**Task statement**
Scan the lines below; pull out those with "React".

**Dataset records**
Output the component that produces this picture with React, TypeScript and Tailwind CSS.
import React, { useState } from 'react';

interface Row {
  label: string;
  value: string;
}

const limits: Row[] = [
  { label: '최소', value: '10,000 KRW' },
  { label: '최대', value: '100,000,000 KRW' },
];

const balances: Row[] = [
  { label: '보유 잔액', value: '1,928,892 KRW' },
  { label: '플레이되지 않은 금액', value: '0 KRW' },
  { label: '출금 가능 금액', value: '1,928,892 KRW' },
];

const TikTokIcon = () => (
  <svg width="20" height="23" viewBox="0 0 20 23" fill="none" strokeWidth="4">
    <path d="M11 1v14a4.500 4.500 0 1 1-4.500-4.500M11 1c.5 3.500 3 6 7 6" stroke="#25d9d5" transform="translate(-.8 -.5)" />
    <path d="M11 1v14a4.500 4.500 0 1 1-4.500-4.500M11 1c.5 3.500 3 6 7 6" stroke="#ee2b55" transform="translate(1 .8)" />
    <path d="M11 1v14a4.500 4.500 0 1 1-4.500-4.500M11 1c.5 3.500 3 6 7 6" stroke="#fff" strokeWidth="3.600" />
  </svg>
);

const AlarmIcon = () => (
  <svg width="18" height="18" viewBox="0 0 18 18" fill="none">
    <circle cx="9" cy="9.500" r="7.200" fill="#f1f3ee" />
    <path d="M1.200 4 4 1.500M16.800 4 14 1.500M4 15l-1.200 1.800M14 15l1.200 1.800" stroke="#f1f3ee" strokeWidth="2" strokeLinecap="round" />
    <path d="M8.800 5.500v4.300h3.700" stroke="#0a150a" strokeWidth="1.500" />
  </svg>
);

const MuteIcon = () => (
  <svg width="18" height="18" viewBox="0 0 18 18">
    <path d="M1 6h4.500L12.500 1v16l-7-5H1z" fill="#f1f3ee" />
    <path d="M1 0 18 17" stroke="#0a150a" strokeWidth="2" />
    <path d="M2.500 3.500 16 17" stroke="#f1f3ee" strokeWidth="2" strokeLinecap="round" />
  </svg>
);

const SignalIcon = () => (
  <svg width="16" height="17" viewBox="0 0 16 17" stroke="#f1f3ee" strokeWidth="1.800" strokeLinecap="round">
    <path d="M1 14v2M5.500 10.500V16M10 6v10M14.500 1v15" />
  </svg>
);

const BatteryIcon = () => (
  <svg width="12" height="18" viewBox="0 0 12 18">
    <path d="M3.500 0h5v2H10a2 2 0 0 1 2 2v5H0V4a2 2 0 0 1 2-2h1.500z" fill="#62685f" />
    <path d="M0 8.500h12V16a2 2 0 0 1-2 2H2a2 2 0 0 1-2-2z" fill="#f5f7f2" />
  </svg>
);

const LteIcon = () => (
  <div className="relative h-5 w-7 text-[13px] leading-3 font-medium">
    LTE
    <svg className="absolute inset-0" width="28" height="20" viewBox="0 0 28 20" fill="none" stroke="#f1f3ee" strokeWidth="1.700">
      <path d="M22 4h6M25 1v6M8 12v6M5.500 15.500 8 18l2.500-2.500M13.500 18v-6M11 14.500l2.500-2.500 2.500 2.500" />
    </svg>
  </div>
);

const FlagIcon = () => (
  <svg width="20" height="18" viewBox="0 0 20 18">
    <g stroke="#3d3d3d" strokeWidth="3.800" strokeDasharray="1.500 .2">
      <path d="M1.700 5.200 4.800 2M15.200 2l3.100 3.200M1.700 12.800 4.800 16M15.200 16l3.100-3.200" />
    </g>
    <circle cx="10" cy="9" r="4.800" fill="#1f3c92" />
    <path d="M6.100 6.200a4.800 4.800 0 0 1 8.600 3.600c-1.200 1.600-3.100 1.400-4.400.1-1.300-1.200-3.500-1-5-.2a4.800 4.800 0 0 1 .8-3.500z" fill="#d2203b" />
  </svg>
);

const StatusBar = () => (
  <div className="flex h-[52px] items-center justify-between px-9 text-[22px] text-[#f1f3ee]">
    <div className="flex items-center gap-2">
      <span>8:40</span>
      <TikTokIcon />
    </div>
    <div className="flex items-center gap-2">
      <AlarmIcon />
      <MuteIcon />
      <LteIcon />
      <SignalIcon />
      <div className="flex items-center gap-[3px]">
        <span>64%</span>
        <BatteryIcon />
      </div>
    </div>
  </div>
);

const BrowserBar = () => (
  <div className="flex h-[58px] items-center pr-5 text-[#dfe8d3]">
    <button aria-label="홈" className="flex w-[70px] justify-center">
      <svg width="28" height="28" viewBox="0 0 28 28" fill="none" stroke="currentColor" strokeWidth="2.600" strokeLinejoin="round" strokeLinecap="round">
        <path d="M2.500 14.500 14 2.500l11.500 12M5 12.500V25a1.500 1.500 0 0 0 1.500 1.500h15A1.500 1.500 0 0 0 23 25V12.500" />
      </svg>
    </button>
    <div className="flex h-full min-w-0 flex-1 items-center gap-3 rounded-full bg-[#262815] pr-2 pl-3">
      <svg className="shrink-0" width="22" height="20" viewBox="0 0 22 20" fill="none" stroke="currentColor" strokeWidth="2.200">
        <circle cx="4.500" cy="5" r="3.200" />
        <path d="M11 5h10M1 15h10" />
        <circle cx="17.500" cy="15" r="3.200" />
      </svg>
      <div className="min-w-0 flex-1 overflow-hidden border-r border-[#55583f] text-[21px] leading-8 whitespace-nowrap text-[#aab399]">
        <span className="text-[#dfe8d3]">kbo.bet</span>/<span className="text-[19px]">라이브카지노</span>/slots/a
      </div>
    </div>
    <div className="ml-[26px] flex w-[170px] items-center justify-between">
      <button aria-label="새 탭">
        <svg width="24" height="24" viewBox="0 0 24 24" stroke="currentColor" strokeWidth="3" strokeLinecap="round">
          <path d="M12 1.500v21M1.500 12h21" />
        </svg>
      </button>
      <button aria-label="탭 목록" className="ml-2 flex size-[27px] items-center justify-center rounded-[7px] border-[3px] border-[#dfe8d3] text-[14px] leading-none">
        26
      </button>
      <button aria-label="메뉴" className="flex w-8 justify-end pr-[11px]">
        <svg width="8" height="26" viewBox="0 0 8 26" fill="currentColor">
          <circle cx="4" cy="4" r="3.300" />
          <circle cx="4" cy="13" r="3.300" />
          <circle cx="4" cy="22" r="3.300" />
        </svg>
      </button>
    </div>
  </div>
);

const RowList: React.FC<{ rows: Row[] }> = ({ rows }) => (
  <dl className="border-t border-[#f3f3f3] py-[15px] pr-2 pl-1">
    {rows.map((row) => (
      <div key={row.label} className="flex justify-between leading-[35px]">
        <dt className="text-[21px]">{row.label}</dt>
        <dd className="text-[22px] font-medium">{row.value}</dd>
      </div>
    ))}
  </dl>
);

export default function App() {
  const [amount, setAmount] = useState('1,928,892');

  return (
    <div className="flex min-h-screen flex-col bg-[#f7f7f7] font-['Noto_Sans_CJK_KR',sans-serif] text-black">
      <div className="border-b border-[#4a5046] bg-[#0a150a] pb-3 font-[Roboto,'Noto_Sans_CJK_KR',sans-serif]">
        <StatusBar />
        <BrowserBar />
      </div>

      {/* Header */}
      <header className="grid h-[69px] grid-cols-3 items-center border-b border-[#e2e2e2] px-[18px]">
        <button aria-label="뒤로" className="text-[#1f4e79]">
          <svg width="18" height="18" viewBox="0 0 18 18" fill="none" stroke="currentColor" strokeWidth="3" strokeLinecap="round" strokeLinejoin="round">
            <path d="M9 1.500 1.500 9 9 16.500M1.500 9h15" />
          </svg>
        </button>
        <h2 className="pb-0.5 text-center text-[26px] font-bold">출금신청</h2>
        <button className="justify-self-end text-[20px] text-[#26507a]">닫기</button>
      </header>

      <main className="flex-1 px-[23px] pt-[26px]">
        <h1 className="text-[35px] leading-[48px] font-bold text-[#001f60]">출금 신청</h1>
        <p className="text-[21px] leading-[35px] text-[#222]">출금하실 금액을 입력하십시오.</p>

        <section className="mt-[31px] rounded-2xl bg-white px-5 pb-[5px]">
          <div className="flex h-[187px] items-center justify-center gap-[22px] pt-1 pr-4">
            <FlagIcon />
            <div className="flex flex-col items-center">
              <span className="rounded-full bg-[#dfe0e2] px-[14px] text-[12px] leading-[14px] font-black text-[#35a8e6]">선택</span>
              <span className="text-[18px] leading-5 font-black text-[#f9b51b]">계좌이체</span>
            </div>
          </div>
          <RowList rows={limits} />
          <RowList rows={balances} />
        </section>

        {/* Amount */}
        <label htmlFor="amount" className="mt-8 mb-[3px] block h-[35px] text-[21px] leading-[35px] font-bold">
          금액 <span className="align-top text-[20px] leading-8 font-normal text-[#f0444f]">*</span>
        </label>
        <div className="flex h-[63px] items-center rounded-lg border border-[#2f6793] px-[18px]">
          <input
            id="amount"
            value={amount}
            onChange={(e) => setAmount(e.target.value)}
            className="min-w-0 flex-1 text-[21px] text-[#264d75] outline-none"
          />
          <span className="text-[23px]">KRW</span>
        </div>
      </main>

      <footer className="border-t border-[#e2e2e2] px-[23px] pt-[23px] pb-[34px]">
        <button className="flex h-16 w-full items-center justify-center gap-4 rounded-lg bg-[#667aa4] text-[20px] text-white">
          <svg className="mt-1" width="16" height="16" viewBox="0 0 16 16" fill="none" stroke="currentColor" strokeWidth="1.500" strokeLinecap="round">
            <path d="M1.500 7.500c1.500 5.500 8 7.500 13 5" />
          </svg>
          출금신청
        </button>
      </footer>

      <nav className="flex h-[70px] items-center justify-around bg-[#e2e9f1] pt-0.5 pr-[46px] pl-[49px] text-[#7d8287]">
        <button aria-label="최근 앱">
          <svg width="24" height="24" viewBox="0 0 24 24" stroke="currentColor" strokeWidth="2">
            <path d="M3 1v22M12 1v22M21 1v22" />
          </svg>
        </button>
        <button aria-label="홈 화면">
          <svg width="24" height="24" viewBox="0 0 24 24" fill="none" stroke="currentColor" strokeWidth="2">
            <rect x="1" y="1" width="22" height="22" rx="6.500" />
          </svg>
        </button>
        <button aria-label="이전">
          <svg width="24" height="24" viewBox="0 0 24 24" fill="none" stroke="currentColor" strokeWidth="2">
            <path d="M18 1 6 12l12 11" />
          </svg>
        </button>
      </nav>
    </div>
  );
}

---

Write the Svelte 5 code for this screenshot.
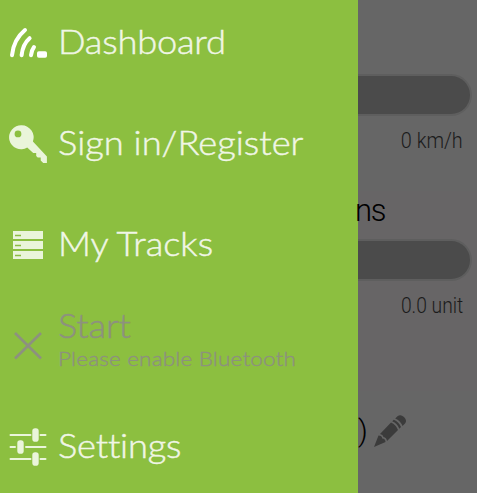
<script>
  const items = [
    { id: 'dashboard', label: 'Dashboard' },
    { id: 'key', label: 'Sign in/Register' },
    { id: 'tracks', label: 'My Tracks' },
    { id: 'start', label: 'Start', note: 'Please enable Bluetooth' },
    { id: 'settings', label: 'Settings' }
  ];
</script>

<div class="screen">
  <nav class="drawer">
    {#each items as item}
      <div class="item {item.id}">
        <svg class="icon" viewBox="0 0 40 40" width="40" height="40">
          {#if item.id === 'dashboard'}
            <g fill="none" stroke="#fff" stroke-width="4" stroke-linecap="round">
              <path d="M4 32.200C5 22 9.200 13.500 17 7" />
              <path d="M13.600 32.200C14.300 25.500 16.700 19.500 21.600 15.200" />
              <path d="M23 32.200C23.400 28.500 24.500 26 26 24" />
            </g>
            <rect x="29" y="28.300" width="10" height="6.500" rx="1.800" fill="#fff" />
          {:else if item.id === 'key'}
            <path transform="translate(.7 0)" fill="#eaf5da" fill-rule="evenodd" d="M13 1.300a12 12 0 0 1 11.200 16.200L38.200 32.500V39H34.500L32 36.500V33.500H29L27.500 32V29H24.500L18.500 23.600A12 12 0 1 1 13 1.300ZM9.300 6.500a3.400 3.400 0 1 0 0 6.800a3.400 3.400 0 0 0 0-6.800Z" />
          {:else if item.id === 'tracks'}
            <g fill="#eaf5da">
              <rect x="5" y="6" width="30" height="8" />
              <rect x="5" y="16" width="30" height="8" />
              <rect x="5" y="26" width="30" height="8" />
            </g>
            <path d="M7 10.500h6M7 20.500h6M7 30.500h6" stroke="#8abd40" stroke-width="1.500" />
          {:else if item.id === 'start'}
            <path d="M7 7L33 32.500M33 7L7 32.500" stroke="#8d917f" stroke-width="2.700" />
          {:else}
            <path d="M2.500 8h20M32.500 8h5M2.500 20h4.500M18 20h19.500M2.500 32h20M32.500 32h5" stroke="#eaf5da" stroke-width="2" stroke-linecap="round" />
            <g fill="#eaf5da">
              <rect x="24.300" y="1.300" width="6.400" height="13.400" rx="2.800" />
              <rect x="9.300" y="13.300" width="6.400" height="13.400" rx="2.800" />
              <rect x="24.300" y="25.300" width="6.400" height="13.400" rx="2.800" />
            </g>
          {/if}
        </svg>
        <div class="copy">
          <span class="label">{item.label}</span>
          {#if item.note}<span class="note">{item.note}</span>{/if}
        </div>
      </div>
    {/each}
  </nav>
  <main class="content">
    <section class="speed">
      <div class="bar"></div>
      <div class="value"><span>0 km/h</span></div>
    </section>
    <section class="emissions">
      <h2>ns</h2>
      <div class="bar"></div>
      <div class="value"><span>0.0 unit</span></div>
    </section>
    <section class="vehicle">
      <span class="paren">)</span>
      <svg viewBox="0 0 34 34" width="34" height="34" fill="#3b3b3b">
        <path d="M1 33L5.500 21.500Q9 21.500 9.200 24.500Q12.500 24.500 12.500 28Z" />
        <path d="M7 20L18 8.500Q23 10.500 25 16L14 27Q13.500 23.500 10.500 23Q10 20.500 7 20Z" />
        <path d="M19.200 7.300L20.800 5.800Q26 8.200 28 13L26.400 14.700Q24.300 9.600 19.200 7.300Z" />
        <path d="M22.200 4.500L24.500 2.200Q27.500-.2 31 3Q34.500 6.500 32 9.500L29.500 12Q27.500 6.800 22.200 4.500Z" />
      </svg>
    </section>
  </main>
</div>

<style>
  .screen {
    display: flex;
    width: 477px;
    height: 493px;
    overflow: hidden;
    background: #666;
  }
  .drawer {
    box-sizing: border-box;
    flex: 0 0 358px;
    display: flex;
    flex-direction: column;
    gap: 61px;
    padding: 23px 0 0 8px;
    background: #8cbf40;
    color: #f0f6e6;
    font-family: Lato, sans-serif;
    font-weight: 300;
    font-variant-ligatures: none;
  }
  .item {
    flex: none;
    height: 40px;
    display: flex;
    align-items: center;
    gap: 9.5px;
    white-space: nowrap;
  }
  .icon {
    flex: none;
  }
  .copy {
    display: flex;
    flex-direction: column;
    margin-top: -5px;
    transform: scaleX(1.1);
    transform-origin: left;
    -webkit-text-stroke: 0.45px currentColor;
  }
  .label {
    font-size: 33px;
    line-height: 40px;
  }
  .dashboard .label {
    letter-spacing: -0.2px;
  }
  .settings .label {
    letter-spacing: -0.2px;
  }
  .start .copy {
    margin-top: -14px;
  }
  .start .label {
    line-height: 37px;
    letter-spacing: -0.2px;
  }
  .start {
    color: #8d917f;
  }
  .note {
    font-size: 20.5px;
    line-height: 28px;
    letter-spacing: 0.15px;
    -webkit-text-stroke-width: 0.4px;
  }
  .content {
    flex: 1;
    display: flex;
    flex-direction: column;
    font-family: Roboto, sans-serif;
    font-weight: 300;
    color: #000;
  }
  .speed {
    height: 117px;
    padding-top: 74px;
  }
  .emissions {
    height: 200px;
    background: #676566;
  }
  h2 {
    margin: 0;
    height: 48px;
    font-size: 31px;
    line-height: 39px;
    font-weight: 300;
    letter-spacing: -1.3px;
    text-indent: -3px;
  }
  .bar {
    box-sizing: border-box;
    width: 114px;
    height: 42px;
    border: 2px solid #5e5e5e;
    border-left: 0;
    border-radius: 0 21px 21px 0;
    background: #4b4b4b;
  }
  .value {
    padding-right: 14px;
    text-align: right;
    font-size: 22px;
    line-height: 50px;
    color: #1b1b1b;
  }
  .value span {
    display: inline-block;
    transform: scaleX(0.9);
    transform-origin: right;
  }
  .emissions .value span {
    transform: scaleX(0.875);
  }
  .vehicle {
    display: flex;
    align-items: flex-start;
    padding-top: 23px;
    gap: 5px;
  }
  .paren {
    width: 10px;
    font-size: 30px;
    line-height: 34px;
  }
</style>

**Output below**
Output the component that produces this picture with React, TypeScript and Tailwind CSS.
import React, { useState } from 'react';
const RowList: React.FC<{ rows: Row[] }> = ({ rows }) => (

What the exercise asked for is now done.